→ Data listing:
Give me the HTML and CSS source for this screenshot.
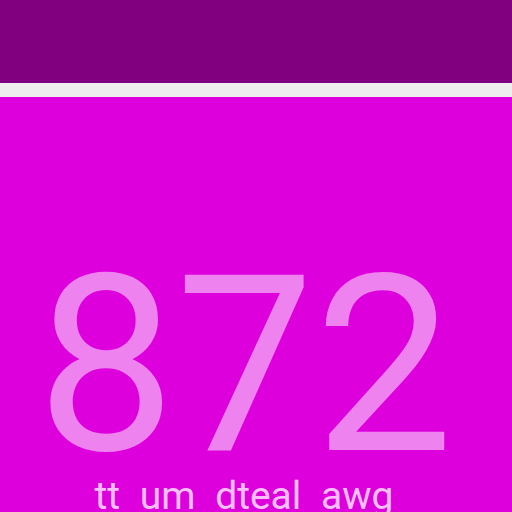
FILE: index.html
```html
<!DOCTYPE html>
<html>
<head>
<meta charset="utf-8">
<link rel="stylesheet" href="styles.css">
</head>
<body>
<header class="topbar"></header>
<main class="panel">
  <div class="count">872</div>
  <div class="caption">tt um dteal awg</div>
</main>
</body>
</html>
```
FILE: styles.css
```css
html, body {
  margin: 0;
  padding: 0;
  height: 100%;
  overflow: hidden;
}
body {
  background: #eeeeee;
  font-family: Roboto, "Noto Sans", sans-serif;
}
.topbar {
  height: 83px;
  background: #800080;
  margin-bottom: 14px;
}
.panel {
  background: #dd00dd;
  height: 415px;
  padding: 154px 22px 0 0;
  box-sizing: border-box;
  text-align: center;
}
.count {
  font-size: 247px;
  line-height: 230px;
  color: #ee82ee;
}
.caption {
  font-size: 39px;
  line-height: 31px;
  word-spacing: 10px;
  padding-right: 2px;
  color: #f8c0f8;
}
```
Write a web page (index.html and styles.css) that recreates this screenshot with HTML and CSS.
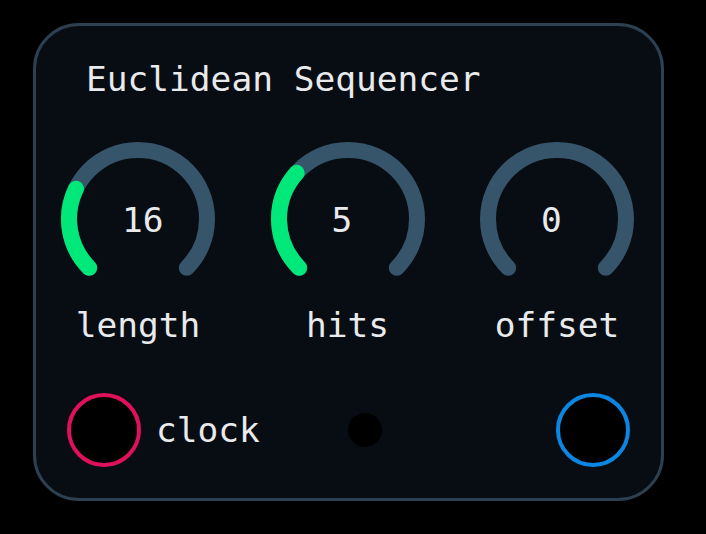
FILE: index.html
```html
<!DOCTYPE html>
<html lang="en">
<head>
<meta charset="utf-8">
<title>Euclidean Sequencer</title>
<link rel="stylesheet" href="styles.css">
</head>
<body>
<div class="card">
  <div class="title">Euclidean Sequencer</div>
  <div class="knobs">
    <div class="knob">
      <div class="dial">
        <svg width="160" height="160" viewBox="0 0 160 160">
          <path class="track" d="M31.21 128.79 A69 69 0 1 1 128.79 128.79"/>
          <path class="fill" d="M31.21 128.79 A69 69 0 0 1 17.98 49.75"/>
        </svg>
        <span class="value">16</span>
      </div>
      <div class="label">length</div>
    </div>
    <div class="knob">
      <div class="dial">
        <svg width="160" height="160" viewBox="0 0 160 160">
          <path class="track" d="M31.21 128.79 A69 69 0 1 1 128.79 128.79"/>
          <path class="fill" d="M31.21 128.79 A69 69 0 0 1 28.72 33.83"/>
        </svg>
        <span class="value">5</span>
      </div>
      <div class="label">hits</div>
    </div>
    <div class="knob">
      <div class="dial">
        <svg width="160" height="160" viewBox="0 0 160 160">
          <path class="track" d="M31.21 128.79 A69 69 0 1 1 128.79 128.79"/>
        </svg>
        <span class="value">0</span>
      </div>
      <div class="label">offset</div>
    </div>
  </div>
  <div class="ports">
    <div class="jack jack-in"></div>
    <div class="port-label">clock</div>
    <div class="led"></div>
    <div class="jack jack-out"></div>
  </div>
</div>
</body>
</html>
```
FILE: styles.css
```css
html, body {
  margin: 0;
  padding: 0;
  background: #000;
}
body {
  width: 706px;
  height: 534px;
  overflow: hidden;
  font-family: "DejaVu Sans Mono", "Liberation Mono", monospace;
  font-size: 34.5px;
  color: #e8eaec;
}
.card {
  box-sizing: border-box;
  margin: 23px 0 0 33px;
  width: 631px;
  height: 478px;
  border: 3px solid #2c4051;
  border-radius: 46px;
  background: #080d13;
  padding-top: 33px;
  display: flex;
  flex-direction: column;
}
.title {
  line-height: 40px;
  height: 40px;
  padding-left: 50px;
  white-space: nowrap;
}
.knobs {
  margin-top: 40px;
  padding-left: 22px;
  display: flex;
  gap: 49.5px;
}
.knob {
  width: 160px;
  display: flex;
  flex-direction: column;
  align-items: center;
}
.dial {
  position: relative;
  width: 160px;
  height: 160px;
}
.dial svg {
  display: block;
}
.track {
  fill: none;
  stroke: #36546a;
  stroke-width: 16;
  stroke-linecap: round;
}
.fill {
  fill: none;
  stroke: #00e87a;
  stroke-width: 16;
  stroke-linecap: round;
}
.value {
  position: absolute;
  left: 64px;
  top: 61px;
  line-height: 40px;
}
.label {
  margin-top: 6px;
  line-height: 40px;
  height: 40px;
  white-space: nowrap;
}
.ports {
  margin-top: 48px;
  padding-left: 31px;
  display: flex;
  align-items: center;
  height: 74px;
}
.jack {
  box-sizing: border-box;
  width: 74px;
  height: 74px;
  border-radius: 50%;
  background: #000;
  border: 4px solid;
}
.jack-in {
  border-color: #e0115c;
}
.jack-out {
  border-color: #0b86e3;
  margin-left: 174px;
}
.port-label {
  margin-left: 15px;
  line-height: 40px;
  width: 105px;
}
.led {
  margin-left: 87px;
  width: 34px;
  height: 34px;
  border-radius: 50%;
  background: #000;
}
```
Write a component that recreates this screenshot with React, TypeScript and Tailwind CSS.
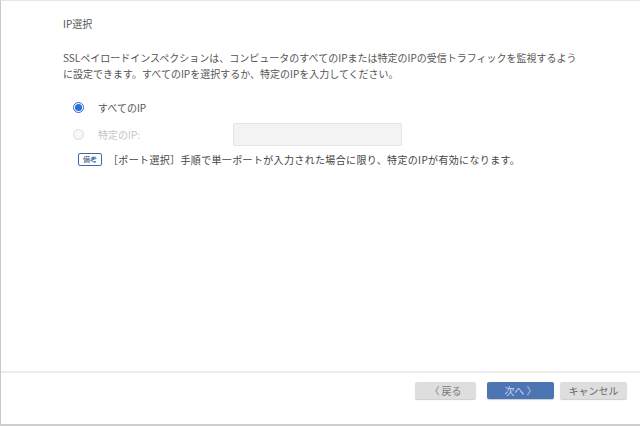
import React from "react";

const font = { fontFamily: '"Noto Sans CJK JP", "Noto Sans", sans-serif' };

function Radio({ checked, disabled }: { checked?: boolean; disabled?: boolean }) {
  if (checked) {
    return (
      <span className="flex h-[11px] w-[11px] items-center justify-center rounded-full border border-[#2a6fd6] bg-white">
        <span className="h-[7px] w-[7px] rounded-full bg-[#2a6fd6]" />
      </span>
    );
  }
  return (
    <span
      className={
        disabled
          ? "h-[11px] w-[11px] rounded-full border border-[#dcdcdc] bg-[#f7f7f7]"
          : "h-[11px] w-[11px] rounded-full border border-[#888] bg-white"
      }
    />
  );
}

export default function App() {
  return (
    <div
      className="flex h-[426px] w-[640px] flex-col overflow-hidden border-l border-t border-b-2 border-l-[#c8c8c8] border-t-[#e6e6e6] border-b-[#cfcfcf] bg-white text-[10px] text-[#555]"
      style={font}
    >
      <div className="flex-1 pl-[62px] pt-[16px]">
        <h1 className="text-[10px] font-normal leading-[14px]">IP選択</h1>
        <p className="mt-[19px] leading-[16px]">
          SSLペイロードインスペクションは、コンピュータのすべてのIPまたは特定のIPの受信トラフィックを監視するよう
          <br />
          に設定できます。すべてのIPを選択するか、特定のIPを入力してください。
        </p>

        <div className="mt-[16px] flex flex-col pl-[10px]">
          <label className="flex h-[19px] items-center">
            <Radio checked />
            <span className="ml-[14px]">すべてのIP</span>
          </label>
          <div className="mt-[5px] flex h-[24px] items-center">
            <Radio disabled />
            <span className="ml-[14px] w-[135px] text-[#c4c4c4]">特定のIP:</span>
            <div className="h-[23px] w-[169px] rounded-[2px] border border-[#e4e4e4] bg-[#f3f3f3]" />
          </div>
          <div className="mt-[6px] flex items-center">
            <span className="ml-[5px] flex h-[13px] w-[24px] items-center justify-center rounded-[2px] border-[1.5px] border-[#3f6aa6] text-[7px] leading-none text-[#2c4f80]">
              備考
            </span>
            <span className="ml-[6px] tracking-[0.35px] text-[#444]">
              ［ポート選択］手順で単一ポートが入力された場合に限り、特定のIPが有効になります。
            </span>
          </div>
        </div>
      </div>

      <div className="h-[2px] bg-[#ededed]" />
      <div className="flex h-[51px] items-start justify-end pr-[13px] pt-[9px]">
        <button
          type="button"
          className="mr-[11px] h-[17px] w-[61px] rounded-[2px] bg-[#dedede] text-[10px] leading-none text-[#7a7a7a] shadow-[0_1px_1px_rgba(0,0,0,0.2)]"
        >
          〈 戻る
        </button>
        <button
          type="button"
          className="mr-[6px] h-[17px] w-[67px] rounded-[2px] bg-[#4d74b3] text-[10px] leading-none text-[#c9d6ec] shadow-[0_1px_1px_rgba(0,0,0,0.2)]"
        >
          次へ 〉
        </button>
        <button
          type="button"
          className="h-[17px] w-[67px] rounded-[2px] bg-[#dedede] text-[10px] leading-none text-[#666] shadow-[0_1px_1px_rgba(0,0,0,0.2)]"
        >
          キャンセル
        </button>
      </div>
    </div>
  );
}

→ Problem to solve: Exactly reproduce the entries above, minus the pictures.

→ The answer:
Give me the HTML and CSS source for this screenshot.
FILE: index.html
```html
<!DOCTYPE html>
<html>
<head>
<meta charset="utf-8">
<link rel="stylesheet" href="styles.css">
</head>
<body>
<header class="topbar"></header>
<main class="panel">
  <div class="count">872</div>
  <div class="caption">tt um dteal awg</div>
</main>
</body>
</html>
```
FILE: styles.css
```css
html, body {
  margin: 0;
  padding: 0;
  height: 100%;
  overflow: hidden;
}
body {
  background: #eeeeee;
  font-family: Roboto, "Noto Sans", sans-serif;
}
.topbar {
  height: 83px;
  background: #800080;
  margin-bottom: 14px;
}
.panel {
  background: #dd00dd;
  height: 415px;
  padding: 154px 22px 0 0;
  box-sizing: border-box;
  text-align: center;
}
.count {
  font-size: 247px;
  line-height: 230px;
  color: #ee82ee;
}
.caption {
  font-size: 39px;
  line-height: 31px;
  word-spacing: 10px;
  padding-right: 2px;
  color: #f8c0f8;
}
```
Write a web page (index.html and styles.css) that recreates this screenshot with HTML and CSS.
FILE: index.html
```html
<!DOCTYPE html>
<html lang="en">
<head>
<meta charset="utf-8">
<title>Euclidean Sequencer</title>
<link rel="stylesheet" href="styles.css">
</head>
<body>
<div class="card">
  <div class="title">Euclidean Sequencer</div>
  <div class="knobs">
    <div class="knob">
      <div class="dial">
        <svg width="160" height="160" viewBox="0 0 160 160">
          <path class="track" d="M31.21 128.79 A69 69 0 1 1 128.79 128.79"/>
          <path class="fill" d="M31.21 128.79 A69 69 0 0 1 17.98 49.75"/>
        </svg>
        <span class="value">16</span>
      </div>
      <div class="label">length</div>
    </div>
    <div class="knob">
      <div class="dial">
        <svg width="160" height="160" viewBox="0 0 160 160">
          <path class="track" d="M31.21 128.79 A69 69 0 1 1 128.79 128.79"/>
          <path class="fill" d="M31.21 128.79 A69 69 0 0 1 28.72 33.83"/>
        </svg>
        <span class="value">5</span>
      </div>
      <div class="label">hits</div>
    </div>
    <div class="knob">
      <div class="dial">
        <svg width="160" height="160" viewBox="0 0 160 160">
          <path class="track" d="M31.21 128.79 A69 69 0 1 1 128.79 128.79"/>
        </svg>
        <span class="value">0</span>
      </div>
      <div class="label">offset</div>
    </div>
  </div>
  <div class="ports">
    <div class="jack jack-in"></div>
    <div class="port-label">clock</div>
    <div class="led"></div>
    <div class="jack jack-out"></div>
  </div>
</div>
</body>
</html>
```
FILE: styles.css
```css
html, body {
  margin: 0;
  padding: 0;
  background: #000;
}
body {
  width: 706px;
  height: 534px;
  overflow: hidden;
  font-family: "DejaVu Sans Mono", "Liberation Mono", monospace;
  font-size: 34.5px;
  color: #e8eaec;
}
.card {
  box-sizing: border-box;
  margin: 23px 0 0 33px;
  width: 631px;
  height: 478px;
  border: 3px solid #2c4051;
  border-radius: 46px;
  background: #080d13;
  padding-top: 33px;
  display: flex;
  flex-direction: column;
}
.title {
  line-height: 40px;
  height: 40px;
  padding-left: 50px;
  white-space: nowrap;
}
.knobs {
  margin-top: 40px;
  padding-left: 22px;
  display: flex;
  gap: 49.5px;
}
.knob {
  width: 160px;
  display: flex;
  flex-direction: column;
  align-items: center;
}
.dial {
  position: relative;
  width: 160px;
  height: 160px;
}
.dial svg {
  display: block;
}
.track {
  fill: none;
  stroke: #36546a;
  stroke-width: 16;
  stroke-linecap: round;
}
.fill {
  fill: none;
  stroke: #00e87a;
  stroke-width: 16;
  stroke-linecap: round;
}
.value {
  position: absolute;
  left: 64px;
  top: 61px;
  line-height: 40px;
}
.label {
  margin-top: 6px;
  line-height: 40px;
  height: 40px;
  white-space: nowrap;
}
.ports {
  margin-top: 48px;
  padding-left: 31px;
  display: flex;
  align-items: center;
  height: 74px;
}
.jack {
  box-sizing: border-box;
  width: 74px;
  height: 74px;
  border-radius: 50%;
  background: #000;
  border: 4px solid;
}
.jack-in {
  border-color: #e0115c;
}
.jack-out {
  border-color: #0b86e3;
  margin-left: 174px;
}
.port-label {
  margin-left: 15px;
  line-height: 40px;
  width: 105px;
}
.led {
  margin-left: 87px;
  width: 34px;
  height: 34px;
  border-radius: 50%;
  background: #000;
}
```
Write a component that recreates this screenshot with React, TypeScript and Tailwind CSS.
import React from "react";

const font = { fontFamily: '"Noto Sans CJK JP", "Noto Sans", sans-serif' };

function Radio({ checked, disabled }: { checked?: boolean; disabled?: boolean }) {
  if (checked) {
    return (
      <span className="flex h-[11px] w-[11px] items-center justify-center rounded-full border border-[#2a6fd6] bg-white">
        <span className="h-[7px] w-[7px] rounded-full bg-[#2a6fd6]" />
      </span>
    );
  }
  return (
    <span
      className={
        disabled
          ? "h-[11px] w-[11px] rounded-full border border-[#dcdcdc] bg-[#f7f7f7]"
          : "h-[11px] w-[11px] rounded-full border border-[#888] bg-white"
      }
    />
  );
}

export default function App() {
  return (
    <div
      className="flex h-[426px] w-[640px] flex-col overflow-hidden border-l border-t border-b-2 border-l-[#c8c8c8] border-t-[#e6e6e6] border-b-[#cfcfcf] bg-white text-[10px] text-[#555]"
      style={font}
    >
      <div className="flex-1 pl-[62px] pt-[16px]">
        <h1 className="text-[10px] font-normal leading-[14px]">IP選択</h1>
        <p className="mt-[19px] leading-[16px]">
          SSLペイロードインスペクションは、コンピュータのすべてのIPまたは特定のIPの受信トラフィックを監視するよう
          <br />
          に設定できます。すべてのIPを選択するか、特定のIPを入力してください。
        </p>

        <div className="mt-[16px] flex flex-col pl-[10px]">
          <label className="flex h-[19px] items-center">
            <Radio checked />
            <span className="ml-[14px]">すべてのIP</span>
          </label>
          <div className="mt-[5px] flex h-[24px] items-center">
            <Radio disabled />
            <span className="ml-[14px] w-[135px] text-[#c4c4c4]">特定のIP:</span>
            <div className="h-[23px] w-[169px] rounded-[2px] border border-[#e4e4e4] bg-[#f3f3f3]" />
          </div>
          <div className="mt-[6px] flex items-center">
            <span className="ml-[5px] flex h-[13px] w-[24px] items-center justify-center rounded-[2px] border-[1.5px] border-[#3f6aa6] text-[7px] leading-none text-[#2c4f80]">
              備考
            </span>
            <span className="ml-[6px] tracking-[0.35px] text-[#444]">
              ［ポート選択］手順で単一ポートが入力された場合に限り、特定のIPが有効になります。
            </span>
          </div>
        </div>
      </div>

      <div className="h-[2px] bg-[#ededed]" />
      <div className="flex h-[51px] items-start justify-end pr-[13px] pt-[9px]">
        <button
          type="button"
          className="mr-[11px] h-[17px] w-[61px] rounded-[2px] bg-[#dedede] text-[10px] leading-none text-[#7a7a7a] shadow-[0_1px_1px_rgba(0,0,0,0.2)]"
        >
          〈 戻る
        </button>
        <button
          type="button"
          className="mr-[6px] h-[17px] w-[67px] rounded-[2px] bg-[#4d74b3] text-[10px] leading-none text-[#c9d6ec] shadow-[0_1px_1px_rgba(0,0,0,0.2)]"
        >
          次へ 〉
        </button>
        <button
          type="button"
          className="h-[17px] w-[67px] rounded-[2px] bg-[#dedede] text-[10px] leading-none text-[#666] shadow-[0_1px_1px_rgba(0,0,0,0.2)]"
        >
          キャンセル
        </button>
      </div>
    </div>
  );
}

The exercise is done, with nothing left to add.